Instructions to follow
Without including any pictures, write out the listing below exactly.

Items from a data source
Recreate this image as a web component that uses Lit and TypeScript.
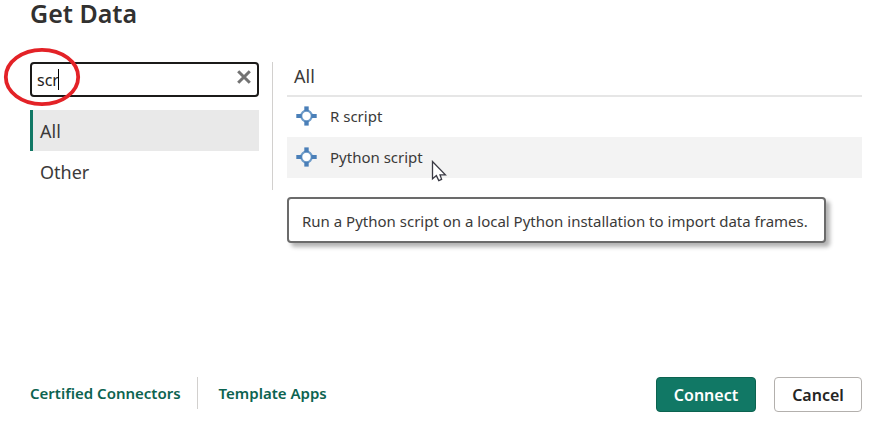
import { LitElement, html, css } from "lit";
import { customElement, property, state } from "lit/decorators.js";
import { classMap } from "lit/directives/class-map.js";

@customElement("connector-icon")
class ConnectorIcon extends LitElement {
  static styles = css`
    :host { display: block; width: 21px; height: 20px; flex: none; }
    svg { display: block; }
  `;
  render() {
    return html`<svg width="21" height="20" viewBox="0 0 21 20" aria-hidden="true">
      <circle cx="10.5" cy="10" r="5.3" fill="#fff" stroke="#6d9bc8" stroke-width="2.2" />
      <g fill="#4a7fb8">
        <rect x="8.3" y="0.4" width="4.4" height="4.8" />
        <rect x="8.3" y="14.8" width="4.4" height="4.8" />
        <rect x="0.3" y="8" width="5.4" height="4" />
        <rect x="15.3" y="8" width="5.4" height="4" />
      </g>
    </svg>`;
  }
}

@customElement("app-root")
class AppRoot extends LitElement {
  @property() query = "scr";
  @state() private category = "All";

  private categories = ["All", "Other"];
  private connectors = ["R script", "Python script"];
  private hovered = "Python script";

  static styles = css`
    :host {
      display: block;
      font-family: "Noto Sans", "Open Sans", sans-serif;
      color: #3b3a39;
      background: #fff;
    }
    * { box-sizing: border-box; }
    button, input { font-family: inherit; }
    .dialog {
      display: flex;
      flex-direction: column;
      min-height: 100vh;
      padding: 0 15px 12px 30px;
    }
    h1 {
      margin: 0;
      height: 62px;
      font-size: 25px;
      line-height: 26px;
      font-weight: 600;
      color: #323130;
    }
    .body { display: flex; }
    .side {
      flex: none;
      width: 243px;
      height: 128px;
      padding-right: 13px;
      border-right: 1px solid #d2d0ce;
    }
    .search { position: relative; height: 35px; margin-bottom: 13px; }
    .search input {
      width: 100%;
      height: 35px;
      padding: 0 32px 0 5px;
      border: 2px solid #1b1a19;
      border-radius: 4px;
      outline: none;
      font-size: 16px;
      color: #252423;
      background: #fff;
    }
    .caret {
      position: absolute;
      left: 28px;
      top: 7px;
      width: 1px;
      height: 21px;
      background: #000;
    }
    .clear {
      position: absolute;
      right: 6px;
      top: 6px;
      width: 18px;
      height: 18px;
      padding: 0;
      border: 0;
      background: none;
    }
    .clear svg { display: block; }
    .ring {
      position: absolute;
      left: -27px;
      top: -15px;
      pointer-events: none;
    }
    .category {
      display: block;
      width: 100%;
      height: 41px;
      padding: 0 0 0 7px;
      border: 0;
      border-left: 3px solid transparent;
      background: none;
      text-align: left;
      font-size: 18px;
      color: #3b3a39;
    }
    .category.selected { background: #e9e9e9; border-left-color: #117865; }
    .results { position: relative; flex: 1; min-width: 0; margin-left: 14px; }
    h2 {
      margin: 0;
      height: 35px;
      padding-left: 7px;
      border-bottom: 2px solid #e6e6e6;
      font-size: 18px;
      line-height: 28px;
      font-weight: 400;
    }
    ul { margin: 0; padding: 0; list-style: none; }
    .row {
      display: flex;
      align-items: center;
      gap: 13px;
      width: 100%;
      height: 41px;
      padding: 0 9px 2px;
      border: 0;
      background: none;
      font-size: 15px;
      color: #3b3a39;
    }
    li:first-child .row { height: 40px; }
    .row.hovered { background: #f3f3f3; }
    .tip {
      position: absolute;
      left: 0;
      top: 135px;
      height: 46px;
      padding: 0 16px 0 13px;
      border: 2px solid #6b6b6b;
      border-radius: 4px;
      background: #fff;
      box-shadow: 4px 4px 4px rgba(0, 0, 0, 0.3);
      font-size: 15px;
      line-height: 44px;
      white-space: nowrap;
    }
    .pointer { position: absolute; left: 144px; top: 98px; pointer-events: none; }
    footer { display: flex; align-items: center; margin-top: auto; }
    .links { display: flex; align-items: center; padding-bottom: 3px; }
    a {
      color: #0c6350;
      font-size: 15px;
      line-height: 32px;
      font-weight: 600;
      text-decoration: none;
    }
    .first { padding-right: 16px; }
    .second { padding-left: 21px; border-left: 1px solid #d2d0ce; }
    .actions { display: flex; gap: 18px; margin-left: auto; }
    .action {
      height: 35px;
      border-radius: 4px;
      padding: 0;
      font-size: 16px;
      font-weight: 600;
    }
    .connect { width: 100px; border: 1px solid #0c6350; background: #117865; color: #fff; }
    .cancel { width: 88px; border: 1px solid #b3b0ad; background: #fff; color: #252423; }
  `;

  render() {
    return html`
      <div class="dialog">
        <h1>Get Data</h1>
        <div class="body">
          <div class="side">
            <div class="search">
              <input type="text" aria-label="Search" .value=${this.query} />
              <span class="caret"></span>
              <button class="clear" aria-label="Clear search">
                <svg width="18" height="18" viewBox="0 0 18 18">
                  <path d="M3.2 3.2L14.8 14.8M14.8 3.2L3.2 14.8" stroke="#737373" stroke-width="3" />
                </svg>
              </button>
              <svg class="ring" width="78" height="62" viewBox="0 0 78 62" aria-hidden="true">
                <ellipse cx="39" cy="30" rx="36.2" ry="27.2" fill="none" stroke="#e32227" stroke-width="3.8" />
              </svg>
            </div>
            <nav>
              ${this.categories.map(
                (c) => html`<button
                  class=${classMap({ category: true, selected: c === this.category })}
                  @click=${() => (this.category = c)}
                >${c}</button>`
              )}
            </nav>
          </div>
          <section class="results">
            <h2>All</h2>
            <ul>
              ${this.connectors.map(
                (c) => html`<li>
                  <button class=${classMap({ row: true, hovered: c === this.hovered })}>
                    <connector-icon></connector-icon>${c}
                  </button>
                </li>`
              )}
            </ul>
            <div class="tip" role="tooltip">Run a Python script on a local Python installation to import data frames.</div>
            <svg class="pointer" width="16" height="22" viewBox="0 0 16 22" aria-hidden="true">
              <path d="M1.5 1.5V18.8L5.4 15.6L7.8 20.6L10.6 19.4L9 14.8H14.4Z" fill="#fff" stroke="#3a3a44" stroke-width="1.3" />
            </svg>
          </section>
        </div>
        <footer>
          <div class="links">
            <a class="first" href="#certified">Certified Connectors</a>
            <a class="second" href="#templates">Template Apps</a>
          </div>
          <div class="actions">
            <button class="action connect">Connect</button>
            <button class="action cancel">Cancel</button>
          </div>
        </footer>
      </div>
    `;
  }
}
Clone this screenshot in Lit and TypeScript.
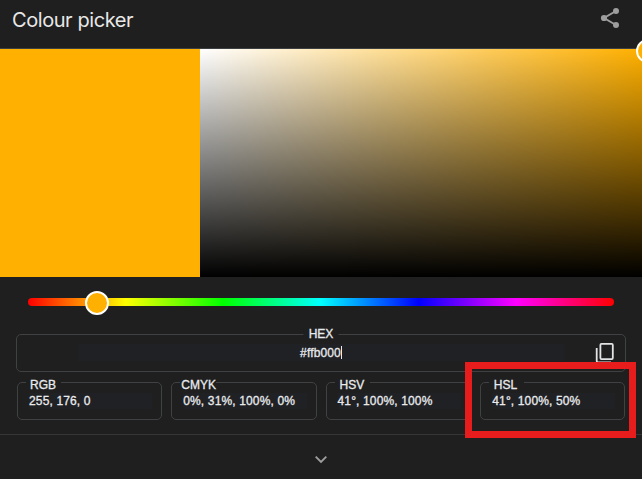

Written reply
Recreate this image as a web component that uses Lit and TypeScript.
import { LitElement, html, css } from "lit";
import { customElement, property, state } from "lit/decorators.js";
import { classMap } from "lit/directives/class-map.js";

@customElement("connector-icon")
class ConnectorIcon extends LitElement {
  static styles = css`
    :host { display: block; width: 21px; height: 20px; flex: none; }
    svg { display: block; }
  `;
  render() {
    return html`<svg width="21" height="20" viewBox="0 0 21 20" aria-hidden="true">
      <circle cx="10.5" cy="10" r="5.3" fill="#fff" stroke="#6d9bc8" stroke-width="2.2" />
      <g fill="#4a7fb8">
        <rect x="8.3" y="0.4" width="4.4" height="4.8" />
        <rect x="8.3" y="14.8" width="4.4" height="4.8" />
        <rect x="0.3" y="8" width="5.4" height="4" />
        <rect x="15.3" y="8" width="5.4" height="4" />
      </g>
    </svg>`;
  }
}

@customElement("app-root")
class AppRoot extends LitElement {
  @property() query = "scr";
  @state() private category = "All";

  private categories = ["All", "Other"];
  private connectors = ["R script", "Python script"];
  private hovered = "Python script";

  static styles = css`
    :host {
      display: block;
      font-family: "Noto Sans", "Open Sans", sans-serif;
      color: #3b3a39;
      background: #fff;
    }
    * { box-sizing: border-box; }
    button, input { font-family: inherit; }
    .dialog {
      display: flex;
      flex-direction: column;
      min-height: 100vh;
      padding: 0 15px 12px 30px;
    }
    h1 {
      margin: 0;
      height: 62px;
      font-size: 25px;
      line-height: 26px;
      font-weight: 600;
      color: #323130;
    }
    .body { display: flex; }
    .side {
      flex: none;
      width: 243px;
      height: 128px;
      padding-right: 13px;
      border-right: 1px solid #d2d0ce;
    }
    .search { position: relative; height: 35px; margin-bottom: 13px; }
    .search input {
      width: 100%;
      height: 35px;
      padding: 0 32px 0 5px;
      border: 2px solid #1b1a19;
      border-radius: 4px;
      outline: none;
      font-size: 16px;
      color: #252423;
      background: #fff;
    }
    .caret {
      position: absolute;
      left: 28px;
      top: 7px;
      width: 1px;
      height: 21px;
      background: #000;
    }
    .clear {
      position: absolute;
      right: 6px;
      top: 6px;
      width: 18px;
      height: 18px;
      padding: 0;
      border: 0;
      background: none;
    }
    .clear svg { display: block; }
    .ring {
      position: absolute;
      left: -27px;
      top: -15px;
      pointer-events: none;
    }
    .category {
      display: block;
      width: 100%;
      height: 41px;
      padding: 0 0 0 7px;
      border: 0;
      border-left: 3px solid transparent;
      background: none;
      text-align: left;
      font-size: 18px;
      color: #3b3a39;
    }
    .category.selected { background: #e9e9e9; border-left-color: #117865; }
    .results { position: relative; flex: 1; min-width: 0; margin-left: 14px; }
    h2 {
      margin: 0;
      height: 35px;
      padding-left: 7px;
      border-bottom: 2px solid #e6e6e6;
      font-size: 18px;
      line-height: 28px;
      font-weight: 400;
    }
    ul { margin: 0; padding: 0; list-style: none; }
    .row {
      display: flex;
      align-items: center;
      gap: 13px;
      width: 100%;
      height: 41px;
      padding: 0 9px 2px;
      border: 0;
      background: none;
      font-size: 15px;
      color: #3b3a39;
    }
    li:first-child .row { height: 40px; }
    .row.hovered { background: #f3f3f3; }
    .tip {
      position: absolute;
      left: 0;
      top: 135px;
      height: 46px;
      padding: 0 16px 0 13px;
      border: 2px solid #6b6b6b;
      border-radius: 4px;
      background: #fff;
      box-shadow: 4px 4px 4px rgba(0, 0, 0, 0.3);
      font-size: 15px;
      line-height: 44px;
      white-space: nowrap;
    }
    .pointer { position: absolute; left: 144px; top: 98px; pointer-events: none; }
    footer { display: flex; align-items: center; margin-top: auto; }
    .links { display: flex; align-items: center; padding-bottom: 3px; }
    a {
      color: #0c6350;
      font-size: 15px;
      line-height: 32px;
      font-weight: 600;
      text-decoration: none;
    }
    .first { padding-right: 16px; }
    .second { padding-left: 21px; border-left: 1px solid #d2d0ce; }
    .actions { display: flex; gap: 18px; margin-left: auto; }
    .action {
      height: 35px;
      border-radius: 4px;
      padding: 0;
      font-size: 16px;
      font-weight: 600;
    }
    .connect { width: 100px; border: 1px solid #0c6350; background: #117865; color: #fff; }
    .cancel { width: 88px; border: 1px solid #b3b0ad; background: #fff; color: #252423; }
  `;

  render() {
    return html`
      <div class="dialog">
        <h1>Get Data</h1>
        <div class="body">
          <div class="side">
            <div class="search">
              <input type="text" aria-label="Search" .value=${this.query} />
              <span class="caret"></span>
              <button class="clear" aria-label="Clear search">
                <svg width="18" height="18" viewBox="0 0 18 18">
                  <path d="M3.2 3.2L14.8 14.8M14.8 3.2L3.2 14.8" stroke="#737373" stroke-width="3" />
                </svg>
              </button>
              <svg class="ring" width="78" height="62" viewBox="0 0 78 62" aria-hidden="true">
                <ellipse cx="39" cy="30" rx="36.2" ry="27.2" fill="none" stroke="#e32227" stroke-width="3.8" />
              </svg>
            </div>
            <nav>
              ${this.categories.map(
                (c) => html`<button
                  class=${classMap({ category: true, selected: c === this.category })}
                  @click=${() => (this.category = c)}
                >${c}</button>`
              )}
            </nav>
          </div>
          <section class="results">
            <h2>All</h2>
            <ul>
              ${this.connectors.map(
                (c) => html`<li>
                  <button class=${classMap({ row: true, hovered: c === this.hovered })}>
                    <connector-icon></connector-icon>${c}
                  </button>
                </li>`
              )}
            </ul>
            <div class="tip" role="tooltip">Run a Python script on a local Python installation to import data frames.</div>
            <svg class="pointer" width="16" height="22" viewBox="0 0 16 22" aria-hidden="true">
              <path d="M1.5 1.5V18.8L5.4 15.6L7.8 20.6L10.6 19.4L9 14.8H14.4Z" fill="#fff" stroke="#3a3a44" stroke-width="1.3" />
            </svg>
          </section>
        </div>
        <footer>
          <div class="links">
            <a class="first" href="#certified">Certified Connectors</a>
            <a class="second" href="#templates">Template Apps</a>
          </div>
          <div class="actions">
            <button class="action connect">Connect</button>
            <button class="action cancel">Cancel</button>
          </div>
        </footer>
      </div>
    `;
  }
}
Clone this screenshot in Lit and TypeScript.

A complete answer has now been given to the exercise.